What the Reserve Bank Does

Year 9 sample · \~350 words

Student sample for assessment

Written by a Year 9 student in Parramatta, New South Wales, Australia.

The Reserve Bank of Australia is Australia's central bank, which means it has responsibility for the economy's health. It does several important things. One of its main jobs is managing monetary policy, which is a big part of how the government tries to keep inflation under control. The RBA also manages the financial system and it prints the money. The main goal of the RBA is to try to keep inflation between two and three percent. This is important because if inflation gets too high, things cost too much and people's money becomes worth less. One of the main tools the RBA uses to control inflation is the cash rate. The cash rate is the interest rate on overnight loans between banks. When the RBA decides to raise the cash rate, the commercial banks have to raise the lending rates that they charge to customers. This means that when the RBA raises rates, it becomes more expensive to borrow money from banks.
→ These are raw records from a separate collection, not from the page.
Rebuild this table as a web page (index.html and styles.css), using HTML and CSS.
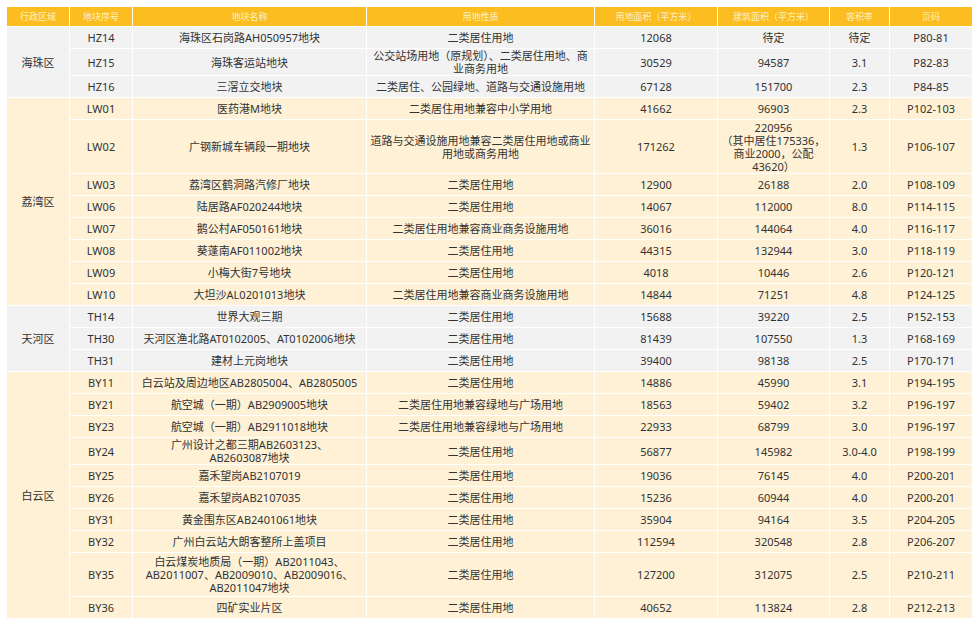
FILE: index.html
```html
<!DOCTYPE html>
<html lang="zh-CN">
<head>
<meta charset="utf-8">
<title>地块列表</title>
<link rel="stylesheet" href="styles.css">
</head>
<body>
<table class="plots">
  <colgroup>
    <col class="c-region"><col class="c-no"><col class="c-name"><col class="c-use">
    <col class="c-area"><col class="c-build"><col class="c-far"><col class="c-page">
  </colgroup>
  <thead>
    <tr class="head">
      <th>行政区域</th><th>地块序号</th><th>地块名称</th><th>用地性质</th>
      <th>用地面积（平方米）</th><th>建筑面积（平方米）</th><th>容积率</th><th>页码</th>
    </tr>
  </thead>
  <tbody class="grey">
    <tr><td class="region" rowspan="3">海珠区</td><td>HZ14</td><td>海珠区石岗路AH050957地块</td><td>二类居住用地</td><td>12068</td><td>待定</td><td>待定</td><td>P80-81</td></tr>
    <tr class="h25"><td>HZ15</td><td>海珠客运站地块</td><td>公交站场用地（原规划）、二类居住用地、商业商务用地</td><td>30529</td><td>94587</td><td>3.1</td><td>P82-83</td></tr>
    <tr><td>HZ16</td><td>三滘立交地块</td><td>二类居住、公园绿地、道路与交通设施用地</td><td>67128</td><td>151700</td><td>2.3</td><td>P84-85</td></tr>
  </tbody>
  <tbody class="yellow">
    <tr><td class="region" rowspan="8">荔湾区</td><td>LW01</td><td>医药港M地块</td><td>二类居住用地兼容中小学用地</td><td>41662</td><td>96903</td><td>2.3</td><td>P102-103</td></tr>
    <tr class="h55"><td>LW02</td><td>广钢新城车辆段一期地块</td><td>道路与交通设施用地兼容二类居住用地或商业用地或商务用地</td><td>171262</td><td>220956<br>（其中居住175336，<br>商业2000，公配<br>43620）</td><td>1.3</td><td>P106-107</td></tr>
    <tr><td>LW03</td><td>荔湾区鹤洞路汽修厂地块</td><td>二类居住用地</td><td>12900</td><td>26188</td><td>2.0</td><td>P108-109</td></tr>
    <tr><td>LW06</td><td>陆居路AF020244地块</td><td>二类居住用地</td><td>14067</td><td>112000</td><td>8.0</td><td>P114-115</td></tr>
    <tr><td>LW07</td><td>鹅公村AF050161地块</td><td>二类居住用地兼容商业商务设施用地</td><td>36016</td><td>144064</td><td>4.0</td><td>P116-117</td></tr>
    <tr><td>LW08</td><td>葵蓬南AF011002地块</td><td>二类居住用地</td><td>44315</td><td>132944</td><td>3.0</td><td>P118-119</td></tr>
    <tr><td>LW09</td><td>小梅大街7号地块</td><td>二类居住用地</td><td>4018</td><td>10446</td><td>2.6</td><td>P120-121</td></tr>
    <tr><td>LW10</td><td>大坦沙AL0201013地块</td><td>二类居住用地兼容商业商务设施用地</td><td>14844</td><td>71251</td><td>4.8</td><td>P124-125</td></tr>
  </tbody>
  <tbody class="grey">
    <tr><td class="region" rowspan="3">天河区</td><td>TH14</td><td>世界大观三期</td><td>二类居住用地</td><td>15688</td><td>39220</td><td>2.5</td><td>P152-153</td></tr>
    <tr><td>TH30</td><td>天河区渔北路AT0102005、AT0102006地块</td><td>二类居住用地</td><td>81439</td><td>107550</td><td>1.3</td><td>P168-169</td></tr>
    <tr><td>TH31</td><td>建材上元岗地块</td><td>二类居住用地</td><td>39400</td><td>98138</td><td>2.5</td><td>P170-171</td></tr>
  </tbody>
  <tbody class="yellow">
    <tr><td class="region" rowspan="10">白云区</td><td>BY11</td><td>白云站及周边地区AB2805004、AB2805005</td><td>二类居住用地</td><td>14886</td><td>45990</td><td>3.1</td><td>P194-195</td></tr>
    <tr><td>BY21</td><td>航空城（一期）AB2909005地块</td><td>二类居住用地兼容绿地与广场用地</td><td>18563</td><td>59402</td><td>3.2</td><td>P196-197</td></tr>
    <tr><td>BY23</td><td>航空城（一期）AB2911018地块</td><td>二类居住用地兼容绿地与广场用地</td><td>22933</td><td>68799</td><td>3.0</td><td>P196-197</td></tr>
    <tr class="h27"><td>BY24</td><td>广州设计之都三期AB2603123、<br>AB2603087地块</td><td>二类居住用地</td><td>56877</td><td>145982</td><td>3.0-4.0</td><td>P198-199</td></tr>
    <tr><td>BY25</td><td>嘉禾望岗AB2107019</td><td>二类居住用地</td><td>19036</td><td>76145</td><td>4.0</td><td>P200-201</td></tr>
    <tr><td>BY26</td><td>嘉禾望岗AB2107035</td><td>二类居住用地</td><td>15236</td><td>60944</td><td>4.0</td><td>P200-201</td></tr>
    <tr><td>BY31</td><td>黄金围东区AB2401061地块</td><td>二类居住用地</td><td>35904</td><td>94164</td><td>3.5</td><td>P204-205</td></tr>
    <tr><td>BY32</td><td>广州白云站大朗客整所上盖项目</td><td>二类居住用地</td><td>112594</td><td>320548</td><td>2.8</td><td>P206-207</td></tr>
    <tr class="h44"><td>BY35</td><td>白云煤炭地质局（一期）AB2011043、<br>AB2011007、AB2009010、AB2009016、<br>AB2011047地块</td><td>二类居住用地</td><td>127200</td><td>312075</td><td>2.5</td><td>P210-211</td></tr>
    <tr><td>BY36</td><td>四矿实业片区</td><td>二类居住用地</td><td>40652</td><td>113824</td><td>2.8</td><td>P212-213</td></tr>
  </tbody>
</table>
</body>
</html>
```

FILE: styles.css
```css
html, body {
  margin: 0;
  padding: 0;
  background: #ffffff;
}

body {
  padding: 7px;
  font-family: "Noto Sans", "Noto Sans CJK SC", sans-serif;
  color: #333333;
}

.plots {
  table-layout: fixed;
  width: 965px;
  border-collapse: separate;
  border-spacing: 0;
  font-size: 11px;
  line-height: 13px;
}

.c-region { width: 63px; }
.c-no { width: 63px; }
.c-name { width: 234px; }
.c-use { width: 228px; }
.c-area { width: 123px; }
.c-build { width: 112px; }
.c-far { width: 60px; }
.c-page { width: 82px; }

.plots th,
.plots td {
  text-align: center;
  vertical-align: middle;
  border-right: 1px solid #ffffff;
  border-bottom: 1px solid #ffffff;
  padding: 0 2px;
  box-sizing: border-box;
  white-space: normal;
}

.plots th:last-child,
.plots td:last-child {
  border-right: none;
}

.head {
  height: 20px;
}

.head th {
  background: #fbbd1f;
  color: #fff0c4;
  font-weight: normal;
  font-size: 9px;
  line-height: 11px;
}

.plots tbody tr {
  height: 22px;
}

.plots tbody tr.h25 { height: 25px; }
.plots tbody tr.h27 { height: 27px; }
.plots tbody tr.h44 { height: 44px; }
.plots tbody tr.h55 { height: 54px; }

.grey td {
  background: #f2f2f2;
}

.yellow td {
  background: #fef1d6;
}

.region {
  font-size: 11px;
}
```
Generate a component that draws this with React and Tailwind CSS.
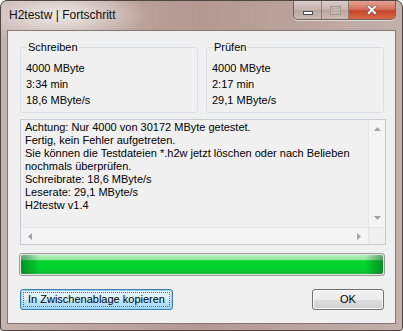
import React from "react";

const font = { fontFamily: '"Liberation Sans", Arial, sans-serif' };

function Arrow({ dir }) {
  const pts = {
    up: "0,4 3.5,0 7,4",
    down: "0,0 3.5,4 7,0",
    left: "4,0 0,3.5 4,7",
    right: "0,0 4,3.5 0,7",
  }[dir];
  const vertical = dir === "up" || dir === "down";
  return (
    <svg width={vertical ? 7 : 4} height={vertical ? 4 : 7} viewBox={vertical ? "0 0 7 4" : "0 0 4 7"}>
      <polygon points={pts} fill="#a3a3a3" />
    </svg>
  );
}

function Group({ title, lines }) {
  return (
    <div className="w-[178px] h-[66px] border border-[#d5dfe5] rounded-[3px] flex flex-col">
      <span className="-mt-[8px] ml-[6px] px-[1px] w-fit bg-[#f0f0f0] leading-[14px]">{title}</span>
      <div className="mt-[6px] pl-[5px] leading-[16px]">
        {lines.map((l) => (
          <div key={l}>{l}</div>
        ))}
      </div>
    </div>
  );
}

export default function App() {
  const log = [
    "Achtung: Nur 4000 von 30172 MByte getestet.",
    "Fertig, kein Fehler aufgetreten.",
    "Sie können die Testdateien *.h2w jetzt löschen oder nach Belieben",
    "nochmals überprüfen.",
    "Schreibrate: 18,6 MByte/s",
    "Leserate: 29,1 MByte/s",
    "H2testw v1.4",
  ];

  return (
    <div
      style={font}
      className="w-[403px] h-[331px] rounded-t-[7px] rounded-b-[3px] border border-[#4f4543] bg-[radial-gradient(ellipse_90px_30px_at_60px_14px,rgba(255,255,255,0.75),transparent),linear-gradient(90deg,#c6b2ac,#b39890_50%,#c2b0ab)] text-[11px] text-black flex flex-col overflow-hidden"
    >
      {/* title bar */}
      <div className="h-[29px] flex items-start">
        <span className="pl-[8px] pt-[7px] text-[12px] leading-[15px] text-[#111]">H2testw | Fortschritt</span>
        <div className="ml-auto mr-[6px] flex h-[19px] rounded-b-[5px] border border-t-0 border-[#6e625f] overflow-hidden shadow-[0_1px_0_rgba(255,255,255,0.6)]">
          <div className="w-[28px] flex items-center justify-center bg-[linear-gradient(#d9cdca,#c5b3ae_50%,#b9a5a0_51%,#cbbab5)] border-r border-[#8a7c78]">
            <div className="w-[10px] h-[4px] bg-white border border-[#4a4a55] mt-[5px]" />
          </div>
          <div className="w-[27px] flex items-center justify-center bg-[linear-gradient(#d9cdca,#c5b3ae_50%,#b9a5a0_51%,#cbbab5)] border-r border-[#8a7c78]">
            <div className="w-[11px] h-[9px] border border-[#a59591] bg-[#c8b8b4] flex items-center justify-center">
              <div className="w-[7px] h-[4px] border border-[#b7a7a3]" />
            </div>
          </div>
          <div className="w-[46px] flex items-center justify-center bg-[linear-gradient(#e6a493,#d2735d_45%,#c7442a_55%,#d86a48)]">
            <span className="text-white font-bold text-[14px] leading-none [text-shadow:0_0_1px_#333,0_0_1px_#333]">✕</span>
          </div>
        </div>
      </div>

      {/* client area */}
      <div className="mx-[6px] h-[294px] border border-[#85776f] bg-[#f0f0f0] flex flex-col">
        <div className="mt-[16px] ml-[12px] flex gap-[8px]">
          <Group title="Schreiben" lines={["4000 MByte", "3:34 min", "18,6 MByte/s"]} />
          <Group title="Prüfen" lines={["4000 MByte", "2:17 min", "29,1 MByte/s"]} />
        </div>

        {/* log box */}
        <div className="mt-[6px] ml-[12px] w-[366px] h-[126px] border border-[#c9cbd0] bg-[#f0f0f0] flex flex-col">
          <div className="flex flex-1 min-h-0">
            <div className="flex-1 pl-[4px] pt-[1px] leading-[13px] whitespace-nowrap overflow-hidden">
              {log.map((l) => (
                <div key={l}>{l}</div>
              ))}
            </div>
            <div className="w-[17px] border-l border-[#e6e6e6] bg-[#f4f4f4] flex flex-col items-center justify-between py-[7px]">
              <Arrow dir="up" />
              <Arrow dir="down" />
            </div>
          </div>
          <div className="h-[17px] flex border-t border-[#e6e6e6]">
            <div className="flex-1 bg-[#f4f4f4] flex items-center justify-between px-[7px]">
              <Arrow dir="left" />
              <Arrow dir="right" />
            </div>
            <div className="w-[17px] bg-[#f0f0f0] border-l border-[#e6e6e6]" />
          </div>
        </div>

        {/* progress bar */}
        <div className="mt-[8px] ml-[11px] w-[366px] h-[23px] rounded-[3px] border border-[#9c9c9c] p-[1px] bg-[#e6e6e6]">
          <div className="h-full rounded-[2px] bg-[linear-gradient(#b8f0bd,#8ee79a_25%,#06d22e_30%,#00d32c_70%,#1fbb3c)] relative overflow-hidden">
            <div className="absolute inset-0 bg-[linear-gradient(90deg,rgba(0,70,20,0.45),transparent_5%,transparent_95%,rgba(0,70,20,0.45))]" />
          </div>
        </div>

        {/* buttons */}
        <div className="mt-[13px] ml-[12px] mr-[11px] flex justify-between">
          <button className="w-[153px] h-[21px] rounded-[3px] border border-[#3c7fb1] bg-[linear-gradient(#eaf6fd,#d9f0fc_50%,#bee6fd_51%,#a7d9f5)] p-[2px] shadow-[inset_0_0_0_1px_#8ed2f7]">
            <div className="h-full border border-dotted border-[#4a6a80] flex items-center justify-center leading-none">
              In Zwischenablage kopieren
            </div>
          </button>
          <button className="w-[72px] h-[21px] rounded-[3px] border border-[#707070] bg-[linear-gradient(#f2f2f2,#ebebeb_50%,#dddddd_51%,#cfcfcf)] shadow-[inset_0_0_0_1px_#fcfcfc] flex items-center justify-center leading-none">
            OK
          </button>
        </div>
      </div>
    </div>
  );
}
Higher interest rates make borrowing cost more, so people and businesses spend less money. When people spend less, the prices of things go down, which means inflation comes down. The opposite happens when the RBA lowers rates—borrowing becomes cheaper, people spend more, prices go up and inflation rises. So basically the RBA uses the cash rate as a tool to control how much people spend, which controls inflation. For ordinary Australians, the effects of the RBA's decisions are very real. Most Australians have a variable-rate mortgage, which means the interest they pay can change. When the RBA raises the cash rate, these people have to pay more money every month to the bank. In 2022, Australia experienced significant rate rises because inflation was very high, and this meant many Australians' mortgage payments went up a lot. This makes it harder for families to pay their bills and save money. On the other hand, people who have savings in a bank get higher interest rates too, so they earn more money on their savings. But for most people, the effect of rising rates is negative because they owe more money on mortgages than they have in savings.